Sangaris reacted to another serious incident the same day when a patrol was called to protect around 1,000 Muslims who had taken refuge at a church in the town of Boali about 90km from Bangui. Four people were reported killed there, and the mission’s intervention probably prevented much greater loss of life.
The Catholic priest at Boali opened the church to the Muslims, defying threats from the anti-balaka militia.
Commenting on the Avenue Boganda incident, Thierry Vircoulon, an analyst with the International Crisis Group in Bangui, said the Sangaris peacekeepers “are not equipped to do crowd management” as they do not have rubber bullets or tear gas and are not trained for that role.
He said the African Union Support Mission in CAR (MISCA) has a police contingent, but it is understrength and also ill equipped to carry out its mandate.
In December, Chadian troops with MISCA were heavily criticised for opening fire on violent mobs in Bangui. Since then, says Vircoulon, the Chadians have been keeping a low profile.
In the meantime, he says, the security situation in Bangui has changed, as there has been shift of power away from the ex-Seleka.
Until mid-December, “the ex-Seleka were running the place”, Vircoulon says, but they have since been confined to their barracks and their weapons are inventoried under a system monitored by the peacekeepers.
Although civilians report that some ex-Seleka are still in their neighbourhoods, they do not appear to control any main roads in daytime. A number of suspected ex-Seleka combatants have been lynched by mobs in recent weeks.
A Sangaris spokesman, Lt-Col Sebastien Pelissier, said recently that the ex-Seleka were not creating more trouble than the other militias, and that they are effectively confined to their barracks.
While there are almost certainly Muslims with weapons in some neighbourhoods, many other Muslim fighters are believed to have left Bangui.

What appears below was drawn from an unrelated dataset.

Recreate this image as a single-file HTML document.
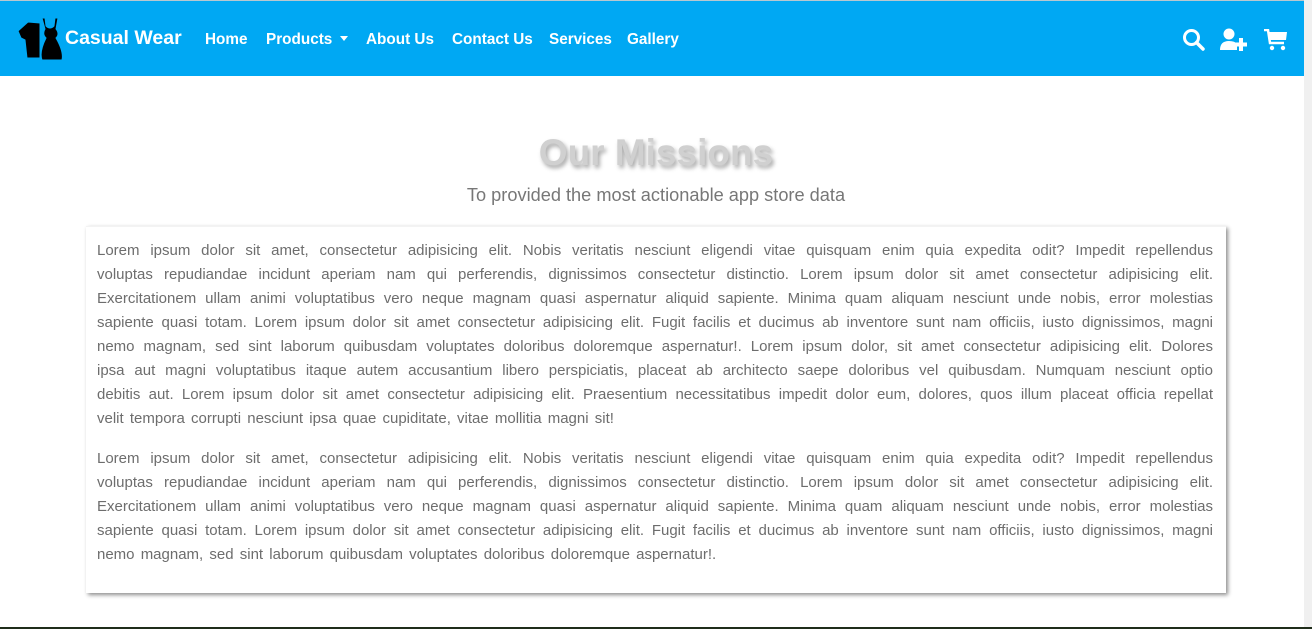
<!DOCTYPE html>
<html><head><meta charset="utf-8"><style>
*{margin:0;padding:0;box-sizing:border-box}
body{width:1312px;height:629px;overflow:hidden;background:#fff;font-family:"Liberation Sans",sans-serif;position:relative}
.nav{position:absolute;top:1px;left:0;width:1304px;height:75px;background:#00a8f3;color:#fff}
.topline{position:absolute;top:0;left:0;width:1312px;height:1px;background:#b8c8d0}
.scroll{position:absolute;top:0;right:0;width:8px;height:629px;background:#f0f0f0}
.bottom{position:absolute;bottom:0;left:0;width:1312px;height:2px;background:#1f2d1a}
.brand{position:absolute;left:65px;top:26px;font-weight:bold;font-size:19.5px}
.link{position:absolute;top:30px;font-weight:bold;font-size:15.3px}
h1{position:absolute;top:132px;left:0;width:1312px;text-align:center;font-size:37px;font-weight:bold;color:#d0d0d0;text-shadow:2px 3px 4px rgba(0,0,0,.35)}
.sub{position:absolute;top:185px;left:0;width:1312px;text-align:center;font-size:18.2px;color:#777}
.card{position:absolute;left:86px;top:226px;width:1140px;height:367px;box-shadow:2px 2px 4px rgba(0,0,0,.45);border-top:1px solid #f3f3f3;padding:12px 13px 0 11px;color:#6d6d6d;font-size:15px}
.l{height:24px;line-height:24px;text-align:justify;text-align-last:justify;white-space:nowrap;overflow:visible}
.l.e{text-align-last:left;word-spacing:2px}
.gap{height:16px}
</style></head><body>
<div class="topline"></div>
<div class="nav">
<svg style="position:absolute;left:16px;top:15px" width="48" height="46" viewBox="0 0 48 46">
<path d="M2 15 L12 6 L24 7 L24 42 L11 42 L9 24 L5 22 Z" fill="#000" stroke="#00a8f3" stroke-width="1"/>
<path d="M26 2 L29 2 L30 10 Q34 14 38 10 L39 2 L42 2 L40 13 Q44 18 40 22 Q48 36 46 44 L26 44 Q23 36 30 22 Q26 18 29 13 Z" fill="#000" stroke="#00a8f3" stroke-width="1"/>
</svg>
<div class="brand">Casual Wear</div>
<div class="link" style="left:205px">Home</div>
<div class="link" style="left:266px">Products <span style="display:inline-block;border-left:4px solid transparent;border-right:4px solid transparent;border-top:5px solid #fff;vertical-align:3px;margin-left:3px"></span></div>
<div class="link" style="left:366px">About Us</div>
<div class="link" style="left:452px">Contact Us</div>
<div class="link" style="left:549px">Services</div>
<div class="link" style="left:627px">Gallery</div>
<svg style="position:absolute;left:1182px;top:27px" width="24" height="24" viewBox="0 0 24 24"><circle cx="9.5" cy="9.5" r="7" fill="none" stroke="#fff" stroke-width="3"/><path d="M14.5 14.5 L21 21" stroke="#fff" stroke-width="3.5" stroke-linecap="round"/></svg>
<svg style="position:absolute;left:1220px;top:27px" width="30" height="24" viewBox="0 0 30 24"><circle cx="9" cy="6" r="5.5" fill="#fff"/><path d="M0 22 Q0 13 9 13 Q15 13 17 16 L17 22 Z" fill="#fff"/><rect x="19" y="10" width="4" height="13" fill="#fff"/><rect x="15" y="14.5" width="12" height="4" fill="#fff"/></svg>
<svg style="position:absolute;left:1264px;top:28px" width="24" height="22" viewBox="0 0 24 22"><path d="M0 1 L4 1 L6 14 L20 14" fill="none" stroke="#fff" stroke-width="2.5"/><path d="M5 3 L23 3 L22 11 L6 11 Z" fill="#fff"/><circle cx="8" cy="19" r="2.2" fill="#fff"/><circle cx="19" cy="19" r="2.2" fill="#fff"/></svg>
</div>
<h1>Our Missions</h1>
<div class="sub">To provided the most actionable app store data</div>
<div class="card">
<div class="l">Lorem ipsum dolor sit amet, consectetur adipisicing elit. Nobis veritatis nesciunt eligendi vitae quisquam enim quia expedita odit? Impedit repellendus</div>
<div class="l">voluptas repudiandae incidunt aperiam nam qui perferendis, dignissimos consectetur distinctio. Lorem ipsum dolor sit amet consectetur adipisicing elit.</div>
<div class="l">Exercitationem ullam animi voluptatibus vero neque magnam quasi aspernatur aliquid sapiente. Minima quam aliquam nesciunt unde nobis, error molestias</div>
<div class="l">sapiente quasi totam. Lorem ipsum dolor sit amet consectetur adipisicing elit. Fugit facilis et ducimus ab inventore sunt nam officiis, iusto dignissimos, magni</div>
<div class="l">nemo magnam, sed sint laborum quibusdam voluptates doloribus doloremque aspernatur!. Lorem ipsum dolor, sit amet consectetur adipisicing elit. Dolores</div>
<div class="l">ipsa aut magni voluptatibus itaque autem accusantium libero perspiciatis, placeat ab architecto saepe doloribus vel quibusdam. Numquam nesciunt optio</div>
<div class="l">debitis aut. Lorem ipsum dolor sit amet consectetur adipisicing elit. Praesentium necessitatibus impedit dolor eum, dolores, quos illum placeat officia repellat</div>
<div class="l e">velit tempora corrupti nesciunt ipsa quae cupiditate, vitae mollitia magni sit!</div>
<div class="gap"></div>
<div class="l">Lorem ipsum dolor sit amet, consectetur adipisicing elit. Nobis veritatis nesciunt eligendi vitae quisquam enim quia expedita odit? Impedit repellendus</div>
<div class="l">voluptas repudiandae incidunt aperiam nam qui perferendis, dignissimos consectetur distinctio. Lorem ipsum dolor sit amet consectetur adipisicing elit.</div>
<div class="l">Exercitationem ullam animi voluptatibus vero neque magnam quasi aspernatur aliquid sapiente. Minima quam aliquam nesciunt unde nobis, error molestias</div>
<div class="l">sapiente quasi totam. Lorem ipsum dolor sit amet consectetur adipisicing elit. Fugit facilis et ducimus ab inventore sunt nam officiis, iusto dignissimos, magni</div>
<div class="l e">nemo magnam, sed sint laborum quibusdam voluptates doloribus doloremque aspernatur!.</div>
</div>
<div class="scroll"></div>
<div class="bottom"></div>
</body></html>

Around 18,000 mainly Chadian Muslims have been evacuated to Chad, and others have left Bangui to go to Sudan, Cameroon and neighbouring CAR provinces.
The net result has been a reduction in ex-Seleka firepower, but it has also made Muslim civilians more vulnerable to mob violence.
While security has improved in Bangui, the anti-balaka and other anti-Muslim groups have continued attacking Muslim civilians and recently have been inviting media to watch, as on 19 January and a week earlier, when a man was filmed eating human flesh, which he told reporters was that of a killed Muslim.
“The first problem, which still exists, is what to do with the ex-Seleka," Vircoulon comments. “The second problem is how to prevent more inter-communal violence, and that means being able to police Bangui.”
Reassembling a security network
In the past week, since the interim president Michel Djotodia resigned, elements of the CAR police, gendarmerie and army have been reassembling. Previously, they were too intimidated by the ex-Seleka to report for duty.
Donors have a project to re-open police stations. Vircoulon says this can only be implemented in close collaboration with the new government, which is currently forming after the election of Samba-Panza.
Speaking to the BBC about African and French troops deployed in CAR, Samba-Panza said, "The current numbers are not enough to restore security and order."
France currently has 1,600 troops in CAR and a further 4,400 have been deployed there from various other African countries. Several hundred troops are soon expected to be dispatched by the European Union.
Plans are in place for CAR security services to mount mixed patrols with the peacekeepers.
Meanwhile, the security situation may be deteriorating in the provinces. The World Food Programme (WFP) reported on 19 January that in the town of Bouar UN workers and families have taken refuge in a WFP compound, and that fighting between ex-Seleka and anti-balaka in the town of Sibut has restarted just days after the mayor brokered a reconciliation between the groups.
On 17 January, a grenade attack on a convoy of Muslims at Bouar was reported to have killed 10 people and wounded 50.
Worst case scenario
Tens of thousands of Muslims, mainly foreigners, have left CAR in the past two months. The International Organization for Migration (IOM), which has been assisting with evacuations, estimates that Muslims make up around 15 percent of the country’s population of up to five million.
In the worst case scenario, a high proportion of CAR’s Muslims could become targets of communal violence.
Jacques Seurt, IOM’s coordinator in CAR, commended Sangaris and MISCA for their support to evacuation convoys in Bangui, but commented that he did not think the two missions have enough troops to guard evacuations of Muslims from the interior.
However, he noted that Chadian troops have been guarding overland convoys of up to 2,000 people at a time.
Chadians, and some CAR citizens of Chadian origin, who had gathered at Bangui airport for a flight to Chad on 19 January, called for more protection from Sangaris and MISCA. Several of them praised the Burundian contingent of MISCA, who they said were doing a good job.
“The Burundians protect our people and don’t disarm them when they retreat,” said one man, “while the others disarm them and sometimes push them back towards their enemies.”
The group evacuated on 19 January were nearly all refugees from Chad or their dependents. After consultations with UNHCR, they had decided they would be less risk returning to Chad than staying in CAR. UNHCR said it would monitor their situation to see they were not persecuted in Chad.
Among the refugees’ dependents was a young man, Mahmat Addam, who said his uncle Bashir was one of the two men burned on the Avenue Boganda that morning.
He told IRIN he had been with his uncle that morning before Bashir had gone to collect a debt he was owed at a market.
“He was killed on the way back, and I’m sure it was by people who knew him,” Addam said.
“None of us wants to stay here. We can’t go anywhere in Bangui. We’re trapped.”